======== Given data
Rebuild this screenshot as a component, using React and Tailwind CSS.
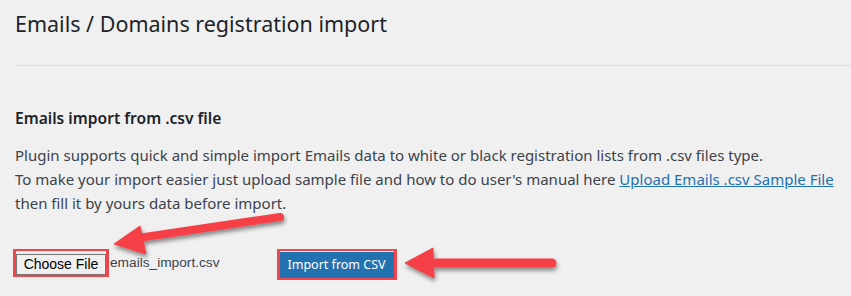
import React from 'react';

const Arrows = () => (
  <svg className="pointer-events-none absolute left-0 top-0" width="851" height="296" viewBox="0 0 851 296">
    <defs>
      <filter id="shadow" x="-20%" y="-50%" width="140%" height="200%">
        <feDropShadow dx="1" dy="3" stdDeviation="2" floodColor="#000" floodOpacity="0.45" />
      </filter>
    </defs>
    <g filter="url(#shadow)" fill="#f54047" stroke="#f54047">
      {/* arrow pointing at the file button */}
      <line x1="280" y1="217" x2="138" y2="238" strokeWidth="8" strokeLinecap="round" />
      <polygon points="114,244 140,226 146,254" strokeWidth="1" strokeLinejoin="round" />
      {/* arrow pointing at the import button */}
      <line x1="552" y1="263" x2="428" y2="263" strokeWidth="9" strokeLinecap="round" />
      <polygon points="405,263 433,248 434,278" strokeWidth="1" strokeLinejoin="round" />
    </g>
  </svg>
);

const App = () => {
  return (
    <div className="relative h-[296px] w-[851px] overflow-hidden bg-[#f0f0f1] font-['Noto_Sans',sans-serif] text-[#3c434a]">
      <div className="pl-[15px]">
        <h1 className="pt-[9px] text-[21.5px] leading-[29px] font-normal text-[#1d2327]">
          Emails / Domains registration import
        </h1>
        <div className="mt-[27px] h-px bg-[#dcdcde]" />

        <h2 className="mt-[42px] text-[15.6px] leading-[20px] font-semibold text-[#1d2327]">
          Emails import from .csv file
        </h2>

        <p className="mt-[15px] text-[15px] leading-[24px]">
          Plugin supports quick and simple import Emails data to white or black registration lists from .csv files type.
          <br />
          To make your import easier just upload sample file and how to do user's manual here{' '}
          <a href="#" className="text-[#2271b1] underline">Upload Emails .csv Sample File</a>
          <br />
          then fill it by yours data before import.
        </p>

        <div className="mt-[34px] flex items-start">
          <div className="-ml-[2px] flex items-center">
            <div className="border-x-[3px] border-y-2 border-[#f0454b]">
              <button className="h-[21px] w-[90px] border border-[#767676] bg-[#efefef] font-['Liberation_Sans',sans-serif] text-[14px] leading-[19px] text-black">
                Choose File
              </button>
            </div>
            <span className="ml-[1px] font-['Liberation_Sans',sans-serif] text-[13.7px] text-[#3c434a]">
              emails_import.csv
            </span>
          </div>
          <div className="ml-[57px] border-x-[3px] border-y-2 border-[#f0454b]">
            <button className="h-[26px] w-[114px] bg-[#2271b1] text-[12.5px] leading-[26px] text-white">
              Import from CSV
            </button>
          </div>
        </div>
      </div>
      <Arrows />
    </div>
  );
};

export default App;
================
# Problem
Copy all lines from the data that hold the word "React".

# Exercise result
Rebuild this screenshot as a component, using React and Tailwind CSS.
import React from 'react';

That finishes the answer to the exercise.